“It won’t be long now,” the pilot shouted over the roar of the rattletrap plane’s single engine. His voice had a macabre cheerfulness direct at me and the three other fools who were dressed in heavy jumpsuits and harnessed tightly to one of the experienced jumpers. We were so tightly bound together that I wondered if he would want to share a smoke with me afterward or if he expected dinner out maybe.
The plane reeked of sweat from past and present as the whine of the engine increased and the plane nosed ever higher.
My God, I thought. What on earth inspired me to pay $150 to purchase three minutes of sheer terror–much less than three if the chute never opened. Three minutes of plummeting toward the earth at an ungodly speed. I mean, why not just jump off a cliff for free?
How did this ever make my bucket list? My heart was pounding, and I wondered if people ever actually died on the way down, heart just bursting from the full realization of one’s cowardice–a cowardice you knew darn well had been there your whole life and yet you waited nearly 70 years to confront it.
Confront it?? I’m not confronting anything. I just can’t bear the shame of backing out at this late moment. Death by embarrassment, like that day as a kid at the pool when I got to the edge of the high dive and stared and stared at the water so very far below and had to make my way back down the ladder past the eight kids who were already eagerly climbing up because I couldn’t bear the thought of taking the plunge that day.
The plane is level now, the pilot picking out the perfect spot for the leap of death. My partner can feel my tension through the harness apparently and pats me on the shoulder. “It’ll be a great ride, buddy, I promise.” Buddy, my ass, I think. It’s his job to push me out the door if I hesitate, even for a moment, to contemplate my imminent death.

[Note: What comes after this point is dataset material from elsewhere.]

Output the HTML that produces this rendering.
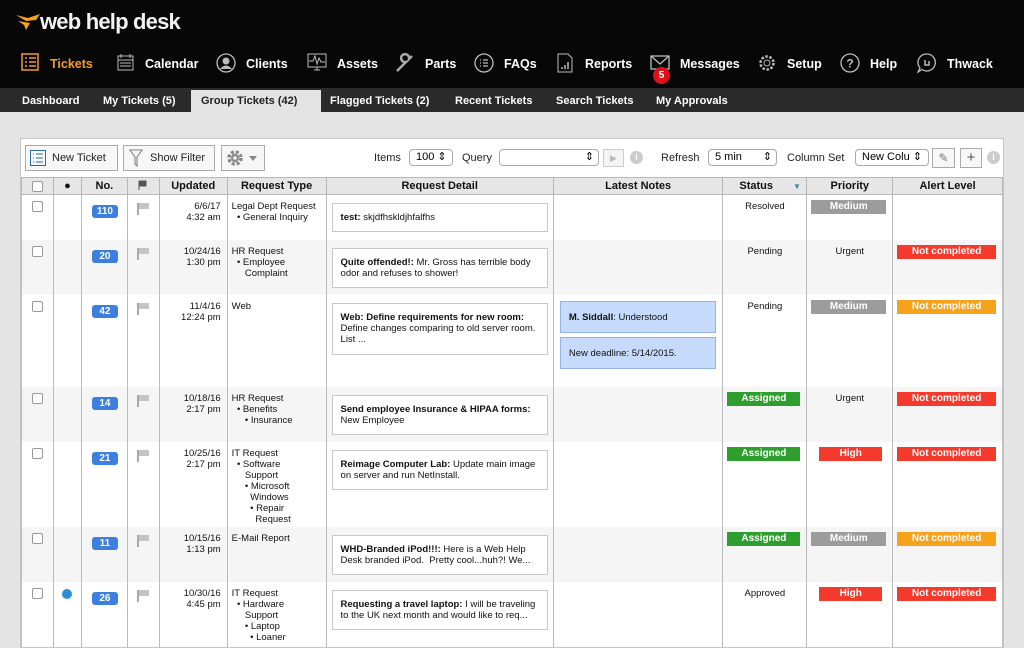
<!DOCTYPE html>
<html><head><meta charset="utf-8"><style>
*{box-sizing:border-box;margin:0;padding:0}
body{width:1024px;height:640px;overflow:hidden;background:#e4e4e4;font-family:"Liberation Sans",Arial,sans-serif;position:relative}
.hdr{position:absolute;left:0;top:0;width:1024px;height:88px;background:#070707}
.logo{position:absolute;left:40px;top:9px;color:#f2f2f2;font-size:22px;font-weight:bold;letter-spacing:-0.8px}
.nav{position:absolute;top:57px;color:#fff;font-size:12.5px;font-weight:bold}
.ic{position:absolute;top:53px}
.sub{position:absolute;left:0;top:88px;width:1024px;height:24px;background:#2a2a2a}
.st{position:absolute;top:95px;color:#fff;font-size:11px;font-weight:bold}
.tab{position:absolute;left:191px;top:90px;width:130px;height:22px;background:#e4e4e4}
.panel{position:absolute;left:20px;top:138px;width:984px;height:510px;background:#fff;border:1px solid #c6c6c6;overflow:hidden}
.btn{position:absolute;top:6px;height:26px;border:1px solid #aaa;background:#f7f7f7;font-size:11px;color:#222;line-height:24px}
.lbl{position:absolute;top:13px;font-size:11px;color:#222}
.sel{position:absolute;top:10px;height:17px;border:1px solid #aaa;border-radius:4px;background:#fff;font-size:11px;line-height:15px;padding-left:6px}
table{position:absolute;left:0;top:38px;border-collapse:collapse;table-layout:fixed;font-size:9.5px;color:#111}
th{height:17px;background:#e6e6e6;border:1px solid #b8b8b8;font-size:11px;font-weight:bold;color:#111;white-space:nowrap;overflow:hidden}
td{border-left:1px solid #bbb;border-right:1px solid #bbb;vertical-align:top;line-height:11px}
tr.e td{background:#f5f5f5}
.cb{width:11px;height:11px;border:1px solid #999;border-radius:2px;margin:6px 0 0 10px;background:#fff}
.no{display:inline-block;background:#3d7fde;color:#fff;font-weight:bold;font-size:10px;border-radius:3px;padding:1px 0;width:26px;text-align:center;margin:10px 0 0 10px}
.fl{margin:8px 0 0 9px;width:14px;height:12px;border-left:2px solid #aaa;position:relative}
.fl:after{content:"";position:absolute;left:0;top:0;width:10px;height:6px;background:#c4c4c4}
.up{text-align:right;padding:6px 6px 0 0}
.rt{padding:6px 0 0 4px}
.box{margin:8px 5px 0 5px;border:1px solid #c8c8c8;padding:8px;background:#fff;min-height:30px}
.note{margin:6px 6px 0 6px;background:#c6dafc;border:1px solid #93b2e6;padding:10px 8px;height:32px;position:relative}
.st2{text-align:center;padding-top:6px}
.badge{display:block;margin:5px 6px 0 4px;color:#fff;font-weight:bold;text-align:center;font-size:10px;height:14px;line-height:14px}
.g{background:#2e9e2e}.m{background:#9c9c9c}.r{background:#f33a2d}.o{background:#f6a21a}
</style></head><body>
<div class="hdr">
<svg style="position:absolute;left:14px;top:12px" width="28" height="20" viewBox="0 0 28 20"><path d="M2 3 L14 6 L26 2 L22 8 L12 9 Z" fill="#f7a21b"/><path d="M4 9 L16 11 L12 18 L10 13 Z" fill="#f7a21b"/></svg>
<div class="logo">web help desk</div>
<svg class="ic" style="left:21px" width="18" height="18"><rect x="1" y="1" width="16" height="16" fill="none" stroke="#f39c2b" stroke-width="1.5"/><path d="M4 5h2M8 5h7M4 9h2M8 9h7M4 13h2M8 13h7" stroke="#f39c2b" stroke-width="1.5"/></svg>
<div class="nav" style="left:50px;color:#f39c2b">Tickets</div>
<svg class="ic" style="left:117px" width="17" height="18"><rect x="1" y="3" width="15" height="14" fill="none" stroke="#bbb"/><path d="M1 7h15M4 1v4M13 1v4M3 10h11M3 13h11" stroke="#bbb"/></svg>
<div class="nav" style="left:145px">Calendar</div>
<svg class="ic" style="left:216px;top:53px" width="20" height="20"><circle cx="10" cy="10" r="9" fill="none" stroke="#bbb" stroke-width="1.3"/><circle cx="10" cy="8" r="3.5" fill="#bbb"/><path d="M4 16 Q10 9 16 16Z" fill="#bbb"/></svg>
<div class="nav" style="left:246px">Clients</div>
<svg class="ic" style="left:307px" width="20" height="18"><rect x="1" y="1" width="18" height="13" fill="none" stroke="#bbb"/><path d="M2 8h4l2-5 2 8 2-6 2 4h4M7 17h6M10 14v3" stroke="#bbb" fill="none"/></svg>
<div class="nav" style="left:337px">Assets</div>
<svg class="ic" style="left:395px" width="20" height="20"><path d="M2 18 L11 9 A4 4 0 1 1 14 6 L17 3" stroke="#aaa" stroke-width="2.5" fill="none"/></svg>
<div class="nav" style="left:425px">Parts</div>
<svg class="ic" style="left:474px" width="20" height="20"><circle cx="10" cy="10" r="9" fill="none" stroke="#bbb" stroke-width="1.3"/><path d="M6 7h1M9 7h5M6 10h1M9 10h5M6 13h1M9 13h5" stroke="#bbb" stroke-width="1.3"/></svg>
<div class="nav" style="left:504px">FAQs</div>
<svg class="ic" style="left:557px" width="16" height="20"><path d="M1 1h10l4 4v14H1z" fill="none" stroke="#bbb"/><path d="M5 16v-2M8 16v-4M11 16v-7" stroke="#bbb" stroke-width="1.5"/></svg>
<div class="nav" style="left:585px">Reports</div>
<svg class="ic" style="left:650px;top:55px" width="20" height="16"><rect x="1" y="1" width="18" height="13" fill="none" stroke="#bbb" stroke-width="1.3"/><path d="M1 1l9 8 9-8" stroke="#bbb" fill="none" stroke-width="1.3"/></svg>
<div style="position:absolute;left:653px;top:67px;width:17px;height:17px;border-radius:50%;background:#e0101a;color:#fff;font-size:10px;font-weight:bold;text-align:center;line-height:17px">5</div>
<div class="nav" style="left:680px">Messages</div>
<svg class="ic" style="left:757px" width="20" height="20"><circle cx="10" cy="10" r="6.5" fill="none" stroke="#bbb" stroke-width="2.5" stroke-dasharray="2.5 1.6"/><circle cx="10" cy="10" r="3" fill="none" stroke="#bbb"/></svg>
<div class="nav" style="left:787px">Setup</div>
<svg class="ic" style="left:840px" width="20" height="20"><circle cx="10" cy="10" r="9" fill="none" stroke="#bbb" stroke-width="1.3"/><text x="10" y="14.5" font-size="12" font-weight="bold" fill="#bbb" text-anchor="middle" font-family="Liberation Sans">?</text></svg>
<div class="nav" style="left:870px">Help</div>
<svg class="ic" style="left:917px" width="20" height="20"><path d="M10 1a8.5 8.5 0 1 1-5 15.5L1 19l2-4A8.5 8.5 0 0 1 10 1z" fill="none" stroke="#bbb" stroke-width="1.3"/><path d="M8 7v5h4V8" stroke="#bbb" stroke-width="1.5" fill="none"/></svg>
<div class="nav" style="left:947px">Thwack</div>
</div>
<div class="sub"></div>
<div class="tab"></div>
<div class="st" style="left:22px">Dashboard</div>
<div class="st" style="left:103px">My Tickets (5)</div>
<div class="st" style="left:201px;color:#222">Group Tickets (42)</div>
<div class="st" style="left:330px">Flagged Tickets (2)</div>
<div class="st" style="left:455px">Recent Tickets</div>
<div class="st" style="left:556px">Search Tickets</div>
<div class="st" style="left:656px">My Approvals</div>

<div class="panel">
<div class="btn" style="left:4px;width:93px;padding-left:26px">New Ticket
<svg style="position:absolute;left:4px;top:4px" width="16" height="16"><rect x="0.5" y="0.5" width="15" height="15" fill="none" stroke="#2b6aa6"/><path d="M3 4h1M6 4h7M3 8h1M6 8h7M3 12h1M6 12h7" stroke="#2b6aa6"/></svg></div>
<div class="btn" style="left:102px;width:92px;padding-left:26px">Show Filter
<svg style="position:absolute;left:5px;top:3px" width="14" height="18"><path d="M1 1h12L8 8v9l-2-2V8z" fill="none" stroke="#777"/></svg></div>
<div class="btn" style="left:200px;width:44px">
<svg style="position:absolute;left:3px;top:3px" width="38" height="18"><circle cx="10" cy="9" r="6" fill="none" stroke="#888" stroke-width="3.5" stroke-dasharray="3 1.8"/><circle cx="10" cy="9" r="4" fill="#888"/><circle cx="10" cy="9" r="1.8" fill="#f7f7f7"/><path d="M24 7h8l-4 5z" fill="#888"/></svg></div>
<div class="lbl" style="left:353px">Items</div>
<div class="sel" style="left:388px;width:44px">100 ⇕</div>
<div class="lbl" style="left:441px">Query</div>
<div class="sel" style="left:478px;width:100px;text-align:right;padding-right:4px">⇕</div>
<div style="position:absolute;left:582px;top:10px;width:21px;height:18px;border:1px solid #ccc;background:#f4f4f4;color:#bbb;font-size:9px;text-align:center;line-height:16px">▶</div>
<div style="position:absolute;left:609px;top:12px;width:13px;height:13px;border-radius:50%;background:#ccc;color:#fff;font-size:9px;font-weight:bold;text-align:center;line-height:13px">i</div>
<div class="lbl" style="left:640px">Refresh</div>
<div class="sel" style="left:687px;width:69px">5 min <span style="float:right;padding-right:4px">⇕</span></div>
<div class="lbl" style="left:766px">Column Set</div>
<div class="sel" style="left:834px;width:74px;overflow:hidden;white-space:nowrap">New Colu ⇕</div>
<div style="position:absolute;left:911px;top:9px;width:23px;height:20px;border:1px solid #aaa;background:#f7f7f7;color:#777;text-align:center;font-size:12px;line-height:18px">✎</div>
<div style="position:absolute;left:939px;top:9px;width:22px;height:20px;border:1px solid #aaa;background:#f7f7f7;color:#555;text-align:center;font-size:15px;line-height:18px">+</div>
<div style="position:absolute;left:966px;top:12px;width:13px;height:13px;border-radius:50%;background:#ccc;color:#fff;font-size:9px;font-weight:bold;text-align:center;line-height:13px">i</div>

<table>
<colgroup><col style="width:32px"><col style="width:28px"><col style="width:46px"><col style="width:32px"><col style="width:68px"><col style="width:99px"><col style="width:228px"><col style="width:170px"><col style="width:84px"><col style="width:86px"><col style="width:110px"></colgroup>
<tr><th><div class="cb" style="margin:0 auto"></div></th><th>●</th><th>No.</th><th><svg width="10" height="10"><path d="M1 1v9M1 1h7v5H1" fill="#555" stroke="#555"/></svg></th><th>Updated</th><th>Request Type</th><th>Request Detail</th><th>Latest Notes</th><th style="text-align:left;padding-left:16px">Status<span style="color:#3c8ca8;font-size:8px;margin-left:20px">▼</span></th><th>Priority</th><th>Alert Level</th></tr>
<tr style="height:45px"><td><div class="cb"></div></td><td></td><td><span class="no">110</span></td><td><div class="fl"></div></td><td class="up">6/6/17<br>4:32 am</td><td class="rt">Legal Dept Request<br>&nbsp;&nbsp;• General Inquiry</td><td><div class="box" style="min-height:29px"><b>test:</b> skjdfhskldjhfalfhs</div></td><td></td><td class="st2">Resolved</td><td><span class="badge m">Medium</span></td><td></td></tr>
<tr class="e" style="height:55px"><td><div class="cb"></div></td><td></td><td><span class="no">20</span></td><td><div class="fl"></div></td><td class="up">10/24/16<br>1:30 pm</td><td class="rt">HR Request<br>&nbsp;&nbsp;• Employee<br>&nbsp;&nbsp;&nbsp;&nbsp;&nbsp;Complaint</td><td><div class="box"><b>Quite offended!:</b> Mr. Gross has terrible body odor and refuses to shower!</div></td><td></td><td class="st2">Pending</td><td class="st2">Urgent</td><td><span class="badge r">Not completed</span></td></tr>
<tr style="height:92px"><td><div class="cb"></div></td><td></td><td><span class="no">42</span></td><td><div class="fl"></div></td><td class="up">11/4/16<br>12:24 pm</td><td class="rt">Web</td><td><div class="box" style="min-height:52px"><b>Web: Define requirements for new room:</b> Define changes comparing to old server room. List ...</div></td><td><div class="note"><b>M. Siddall</b>: Understood</div><div class="note" style="margin-top:4px">New deadline: 5/14/2015.</div></td><td class="st2">Pending</td><td><span class="badge m">Medium</span></td><td><span class="badge o">Not completed</span></td></tr>
<tr class="e" style="height:55px"><td><div class="cb"></div></td><td></td><td><span class="no">14</span></td><td><div class="fl"></div></td><td class="up">10/18/16<br>2:17 pm</td><td class="rt">HR Request<br>&nbsp;&nbsp;• Benefits<br>&nbsp;&nbsp;&nbsp;&nbsp;&nbsp;• Insurance</td><td><div class="box"><b>Send employee Insurance &amp; HIPAA forms:</b> New Employee</div></td><td></td><td><span class="badge g">Assigned</span></td><td class="st2">Urgent</td><td><span class="badge r">Not completed</span></td></tr>
<tr style="height:85px"><td><div class="cb"></div></td><td></td><td><span class="no">21</span></td><td><div class="fl"></div></td><td class="up">10/25/16<br>2:17 pm</td><td class="rt">IT Request<br>&nbsp;&nbsp;• Software<br>&nbsp;&nbsp;&nbsp;&nbsp;&nbsp;Support<br>&nbsp;&nbsp;&nbsp;&nbsp;&nbsp;• Microsoft<br>&nbsp;&nbsp;&nbsp;&nbsp;&nbsp;&nbsp;&nbsp;Windows<br>&nbsp;&nbsp;&nbsp;&nbsp;&nbsp;&nbsp;&nbsp;• Repair<br>&nbsp;&nbsp;&nbsp;&nbsp;&nbsp;&nbsp;&nbsp;&nbsp;&nbsp;Request</td><td><div class="box"><b>Reimage Computer Lab:</b> Update main image on server and run NetInstall.</div></td><td></td><td><span class="badge g">Assigned</span></td><td><span class="badge r" style="margin:5px 10px 0 12px">High</span></td><td><span class="badge r">Not completed</span></td></tr>
<tr class="e" style="height:55px"><td><div class="cb"></div></td><td></td><td><span class="no">11</span></td><td><div class="fl"></div></td><td class="up">10/15/16<br>1:13 pm</td><td class="rt">E-Mail Report</td><td><div class="box"><b>WHD-Branded iPod!!!:</b> Here is a Web Help Desk branded iPod.&nbsp; Pretty cool...huh?! We...</div></td><td></td><td><span class="badge g">Assigned</span></td><td><span class="badge m">Medium</span></td><td><span class="badge o">Not completed</span></td></tr>
<tr style="height:80px"><td><div class="cb"></div></td><td><div style="width:10px;height:10px;border-radius:50%;background:#2b8fd6;margin:7px 0 0 8px"></div></td><td><span class="no">26</span></td><td><div class="fl"></div></td><td class="up">10/30/16<br>4:45 pm</td><td class="rt">IT Request<br>&nbsp;&nbsp;• Hardware<br>&nbsp;&nbsp;&nbsp;&nbsp;&nbsp;Support<br>&nbsp;&nbsp;&nbsp;&nbsp;&nbsp;• Laptop<br>&nbsp;&nbsp;&nbsp;&nbsp;&nbsp;&nbsp;&nbsp;• Loaner</td><td><div class="box"><b>Requesting a travel laptop:</b> I will be traveling to the UK next month and would like to req...</div></td><td></td><td class="st2">Approved</td><td><span class="badge r" style="margin:5px 10px 0 12px">High</span></td><td><span class="badge r">Not completed</span></td></tr>
</table>
</div>
</body></html>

It’s my turn now, and I’m feeling the brisk fall air as I make my way toward the exit. I’m struck by the cruel irony of having decided to do this during the fall as my partner and I leap into the abyss.
Note: The author has not yet completed his first parachute jump, but it is still on his bucket list and he is looking forward to accomplishing it in the fall of 2019–or not.
2 thoughts on “To Do: Revise Bucket List”
Some people say it’s ludicrous to jump out of a perfectly good aeroplane… of course, these are the same people that happily leave the safety of the ground. Whatever your perspective, it’s just varying levels of crazy. Screaming like a little baby on the way to your untimely death just seems undignified to me. Gravity is just not something to be messing with at a high altitude.
Great to hear from you! Yes, just can’t make myself leap from a plane yet. Went zip lining yesterday (I’m currently in Hawaii), relatively tame by comparison!